- Born: 26 September 1587 Lisbon, Portugal
- Died: 3 April 1664 (aged 76) Hamburg, Germany
- Noble family: Curiel
- Father: Abraham Curiel
- Occupation: merchant, diplomat

= Jacob Curiel =

Portuguese nobleman and diplomat (1587–1664)

Dom Jacob Curiel (26 September 1587 - 3 April 1664), known by his alias Dom Duarte Nunes da Costa, was a Sephardi Jewish merchant, diplomat, and nobleman.

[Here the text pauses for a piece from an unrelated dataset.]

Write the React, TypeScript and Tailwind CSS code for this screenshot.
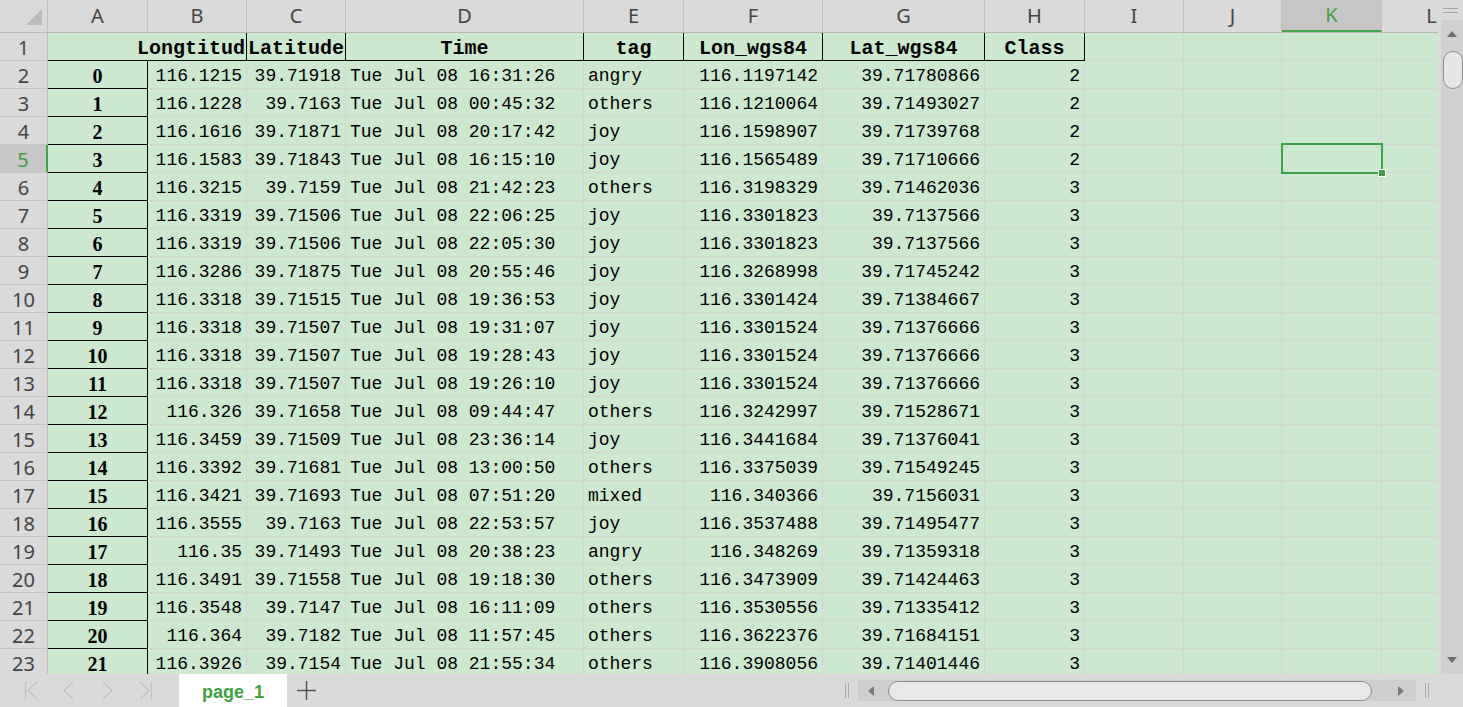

Curiel was educated at the University of Coimbra and the University of Bologna. In 1618 he acquired a historically significant Tanakh in Pisa. Around 1620 he lived in Florence, where his son Moses Curiel was born. Around 1627 the family moved to Hamburg, Germany. Until 1640 he served as Agent to the Iberian Union, but then choose for the Portuguese Crown.

On 14 June 1641 Jacob Curiel was ennobled by John IV of Portugal.

In 1645 his son Moses Curiel was appointed as Agent of the Portuguese Crown in Amsterdam. Solomon Curiel, Moses Curiel's son, assumed the position of Agent of the Portuguese Crown in Hamburg after his father's death in 1697.